• _SHORT EXERCISE_
Give every line back verbatim, dropping all images.

-- BEGIN INFORMATION SHOWN --

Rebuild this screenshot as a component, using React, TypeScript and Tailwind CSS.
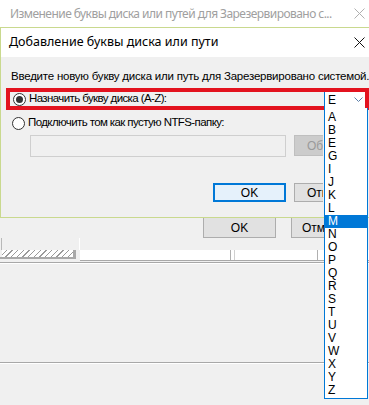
const letters = ['A', 'B', 'E', 'G', 'I', 'J', 'K', 'L', 'M', 'N', 'O', 'P', 'Q', 'R', 'S', 'T', 'U', 'V', 'W', 'X', 'Y', 'Z'];

const CloseIcon = ({ color }: { color: string }) => (
  <svg width="11" height="11" viewBox="0 0 11 11">
    <path d="M0.5 0.5 L10.5 10.5 M10.5 0.5 L0.5 10.5" stroke={color} strokeWidth="1" />
  </svg>
);

const Radio = ({ checked }: { checked?: boolean }) => (
  <span className="w-[13px] h-[13px] rounded-full border border-[#333] bg-white flex items-center justify-center shrink-0">
    {checked && <span className="w-[7px] h-[7px] rounded-full bg-[#333]" />}
  </span>
);

export default function App() {
  return (
    <div
      className="relative w-[369px] h-[405px] overflow-hidden bg-[#f0f0f0] text-black whitespace-nowrap"
      style={{ fontFamily: '"Liberation Sans", Arial, sans-serif' }}
    >
      {/* Outer window title */}
      <div className="h-[27px] bg-white flex items-center justify-between pl-[10px] pr-[4px]">
        <span className="text-[12px] tracking-[-0.55px] text-[#a0a0a0]" style={{ fontFamily: '"Noto Sans", sans-serif' }}>
          Изменение буквы диска или путей для Зарезервировано с...
        </span>
        <CloseIcon color="#b0b0b0" />
      </div>

      {/* Inner dialog */}
      <div className="border-t border-l border-b border-[#c9d98e]">
        <div className="h-[29px] bg-white flex items-center justify-between pl-[8px] pr-[4px]">
          <span className="text-[12.5px]" style={{ fontFamily: '"Noto Sans", sans-serif' }}>
            Добавление буквы диска или пути
          </span>
          <CloseIcon color="#111" />
        </div>

        <div className="h-[160px] flex flex-col text-[11.5px] tracking-[-0.6px]">
          <div className="mt-[11px] h-[16px] pl-[10px] leading-[16px] tracking-[-0.22px]">
            Введите новую букву диска или путь для Зарезервировано системой.
          </div>

          {/* Red highlight box */}
          <div className="mt-[4px] ml-[5px] h-[22px] border-4 border-[#e3131f] flex items-center justify-between">
            <div className="flex items-center gap-[3px] pl-[3px]">
              <Radio checked />
              <span>Назначить букву диска (A-Z):</span>
            </div>
            <div className="relative z-10 self-start w-[41px] h-[16px] bg-white border-l border-[#0078d7] flex items-center justify-between pl-[3px] pr-[2px] tracking-normal">
              <span className="text-[12px] leading-none">E</span>
              <svg width="9" height="6" viewBox="0 0 9 6">
                <path d="M0.5 0.5 L4.5 4.5 L8.5 0.5" stroke="#5a7ea8" fill="none" strokeWidth="1" />
              </svg>
            </div>
          </div>

          <div className="mt-[5px] h-[16px] flex items-center gap-[3px] pl-[11px]">
            <Radio />
            <span>Подключить том как пустую NTFS-папку:</span>
          </div>

          <div className="mt-[4px] flex gap-[8px] pl-[29px]">
            <div className="w-[256px] h-[22px] border border-[#cfcfcf] bg-[#f0f0f0]" />
            <div className="w-[29px] h-[21px] overflow-hidden bg-[#cccccc] border border-[#bfbfbf] border-r-0 flex items-center pl-[12px] text-[12px] tracking-normal text-[#9a9a9a]">
              Обзор
            </div>
          </div>

          <div className="mt-[26px] flex gap-[8px] pl-[212px] text-[12px] tracking-normal">
            <div className="w-[73px] h-[19px] border-2 border-[#0078d7] bg-[#e5f1fb] flex items-center justify-center">
              OK
            </div>
            <div className="w-[29px] h-[19px] overflow-hidden border border-[#adadad] border-r-0 bg-[#e1e1e1] flex items-center pl-[12px]">
              Отмена
            </div>
          </div>
        </div>
      </div>

      {/* Outer dialog buttons */}
      <div className="h-[20px] flex gap-[15px] pl-[203px] text-[12px]">
        <div className="w-[73px] h-[20px] border border-[#adadad] border-t-0 bg-[#e1e1e1] flex items-center justify-center">
          OK
        </div>
        <div className="w-[33px] h-[20px] overflow-hidden border border-[#adadad] border-t-0 border-r-0 bg-[#e1e1e1] flex items-center pl-[10px]">
          Отмена
        </div>
      </div>

      {/* Disk management area behind */}
      <div className="h-[12px] flex">
        <div className="w-[2px] border-r border-[#b8b8b8]" />
        <div className="w-[77px]" />
        <div className="w-[1px] bg-white" />
      </div>
      <div className="h-[12px] flex items-start">
        <div className="w-[76px] h-[9px] border-r-[3px] border-b-[2px] border-[#a8a8a8] pl-[2px]">
          <div
            className="h-[7px] bg-white"
            style={{
              backgroundImage:
                'repeating-linear-gradient(135deg, #ffffff 0px, #ffffff 3px, #9a9a9a 3px, #9a9a9a 4px)',
            }}
          />
        </div>
        <div className="ml-[4px] flex-1 h-[11px] bg-white border-b border-[#a8a8a8] flex">
          <div className="w-[150px]" />
          <div className="w-[1px] bg-[#b0b0b0]" />
          <div className="w-[3px]" />
          <div className="w-[1px] bg-[#d0d0d0]" />
          <div className="w-[82px]" />
          <div className="w-[1px] bg-[#b0b0b0]" />
        </div>
      </div>
      <div className="h-[1px] bg-[#a8a8a8]" />
      <div className="h-[1px] bg-white" />
      <div className="h-[98px]" />
      <div className="h-[1px] bg-[#a8a8a8]" />
      <div className="h-[1px] bg-white" />

      {/* Open drop-down list */}
      <div className="absolute left-[324px] top-[108px] w-[44px] h-[291px] bg-white border border-[#0078d7] border-t-0 pt-[3px]">
        {letters.map((l) => (
          <div
            key={l}
            className={`h-[13px] leading-[13px] pl-[3px] text-[12px] ${l === 'M' ? 'bg-[#0078d7] text-white' : 'text-black'}`}
          >
            {l}
          </div>
        ))}
      </div>
    </div>
  );
}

-- END INFORMATION SHOWN --

• _THE REPLY_
Rebuild this screenshot as a component, using React, TypeScript and Tailwind CSS.
const letters = ['A', 'B', 'E', 'G', 'I', 'J', 'K', 'L', 'M', 'N', 'O', 'P', 'Q', 'R', 'S', 'T', 'U', 'V', 'W', 'X', 'Y', 'Z'];

const CloseIcon = ({ color }: { color: string }) => (
  <svg width="11" height="11" viewBox="0 0 11 11">
    <path d="M0.5 0.5 L10.5 10.5 M10.5 0.5 L0.5 10.5" stroke={color} strokeWidth="1" />
  </svg>
);

const Radio = ({ checked }: { checked?: boolean }) => (
  <span className="w-[13px] h-[13px] rounded-full border border-[#333] bg-white flex items-center justify-center shrink-0">
    {checked && <span className="w-[7px] h-[7px] rounded-full bg-[#333]" />}
  </span>
);

export default function App() {
  return (
    <div
      className="relative w-[369px] h-[405px] overflow-hidden bg-[#f0f0f0] text-black whitespace-nowrap"
      style={{ fontFamily: '"Liberation Sans", Arial, sans-serif' }}
    >
      {/* Outer window title */}
      <div className="h-[27px] bg-white flex items-center justify-between pl-[10px] pr-[4px]">
        <span className="text-[12px] tracking-[-0.55px] text-[#a0a0a0]" style={{ fontFamily: '"Noto Sans", sans-serif' }}>
          Изменение буквы диска или путей для Зарезервировано с...
        </span>
        <CloseIcon color="#b0b0b0" />
      </div>

      {/* Inner dialog */}
      <div className="border-t border-l border-b border-[#c9d98e]">
        <div className="h-[29px] bg-white flex items-center justify-between pl-[8px] pr-[4px]">
          <span className="text-[12.5px]" style={{ fontFamily: '"Noto Sans", sans-serif' }}>
            Добавление буквы диска или пути
          </span>
          <CloseIcon color="#111" />
        </div>

        <div className="h-[160px] flex flex-col text-[11.5px] tracking-[-0.6px]">
          <div className="mt-[11px] h-[16px] pl-[10px] leading-[16px] tracking-[-0.22px]">
            Введите новую букву диска или путь для Зарезервировано системой.
          </div>

          {/* Red highlight box */}
          <div className="mt-[4px] ml-[5px] h-[22px] border-4 border-[#e3131f] flex items-center justify-between">
            <div className="flex items-center gap-[3px] pl-[3px]">
              <Radio checked />
              <span>Назначить букву диска (A-Z):</span>
            </div>
            <div className="relative z-10 self-start w-[41px] h-[16px] bg-white border-l border-[#0078d7] flex items-center justify-between pl-[3px] pr-[2px] tracking-normal">
              <span className="text-[12px] leading-none">E</span>
              <svg width="9" height="6" viewBox="0 0 9 6">
                <path d="M0.5 0.5 L4.5 4.5 L8.5 0.5" stroke="#5a7ea8" fill="none" strokeWidth="1" />
              </svg>
            </div>
          </div>

          <div className="mt-[5px] h-[16px] flex items-center gap-[3px] pl-[11px]">
            <Radio />
            <span>Подключить том как пустую NTFS-папку:</span>
          </div>

          <div className="mt-[4px] flex gap-[8px] pl-[29px]">
            <div className="w-[256px] h-[22px] border border-[#cfcfcf] bg-[#f0f0f0]" />
            <div className="w-[29px] h-[21px] overflow-hidden bg-[#cccccc] border border-[#bfbfbf] border-r-0 flex items-center pl-[12px] text-[12px] tracking-normal text-[#9a9a9a]">
              Обзор
            </div>
          </div>

          <div className="mt-[26px] flex gap-[8px] pl-[212px] text-[12px] tracking-normal">
            <div className="w-[73px] h-[19px] border-2 border-[#0078d7] bg-[#e5f1fb] flex items-center justify-center">
              OK
            </div>
            <div className="w-[29px] h-[19px] overflow-hidden border border-[#adadad] border-r-0 bg-[#e1e1e1] flex items-center pl-[12px]">
              Отмена
            </div>
          </div>
        </div>
      </div>

      {/* Outer dialog buttons */}
      <div className="h-[20px] flex gap-[15px] pl-[203px] text-[12px]">
        <div className="w-[73px] h-[20px] border border-[#adadad] border-t-0 bg-[#e1e1e1] flex items-center justify-center">
          OK
        </div>
        <div className="w-[33px] h-[20px] overflow-hidden border border-[#adadad] border-t-0 border-r-0 bg-[#e1e1e1] flex items-center pl-[10px]">
          Отмена
        </div>
      </div>

      {/* Disk management area behind */}
      <div className="h-[12px] flex">
        <div className="w-[2px] border-r border-[#b8b8b8]" />
        <div className="w-[77px]" />
        <div className="w-[1px] bg-white" />
      </div>
      <div className="h-[12px] flex items-start">
        <div className="w-[76px] h-[9px] border-r-[3px] border-b-[2px] border-[#a8a8a8] pl-[2px]">
          <div
            className="h-[7px] bg-white"
            style={{
              backgroundImage:
                'repeating-linear-gradient(135deg, #ffffff 0px, #ffffff 3px, #9a9a9a 3px, #9a9a9a 4px)',
            }}
          />
        </div>
        <div className="ml-[4px] flex-1 h-[11px] bg-white border-b border-[#a8a8a8] flex">
          <div className="w-[150px]" />
          <div className="w-[1px] bg-[#b0b0b0]" />
          <div className="w-[3px]" />
          <div className="w-[1px] bg-[#d0d0d0]" />
          <div className="w-[82px]" />
          <div className="w-[1px] bg-[#b0b0b0]" />
        </div>
      </div>
      <div className="h-[1px] bg-[#a8a8a8]" />
      <div className="h-[1px] bg-white" />
      <div className="h-[98px]" />
      <div className="h-[1px] bg-[#a8a8a8]" />
      <div className="h-[1px] bg-white" />

      {/* Open drop-down list */}
      <div className="absolute left-[324px] top-[108px] w-[44px] h-[291px] bg-white border border-[#0078d7] border-t-0 pt-[3px]">
        {letters.map((l) => (
          <div
            key={l}
            className={`h-[13px] leading-[13px] pl-[3px] text-[12px] ${l === 'M' ? 'bg-[#0078d7] text-white' : 'text-black'}`}
          >
            {l}
          </div>
        ))}
      </div>
    </div>
  );
}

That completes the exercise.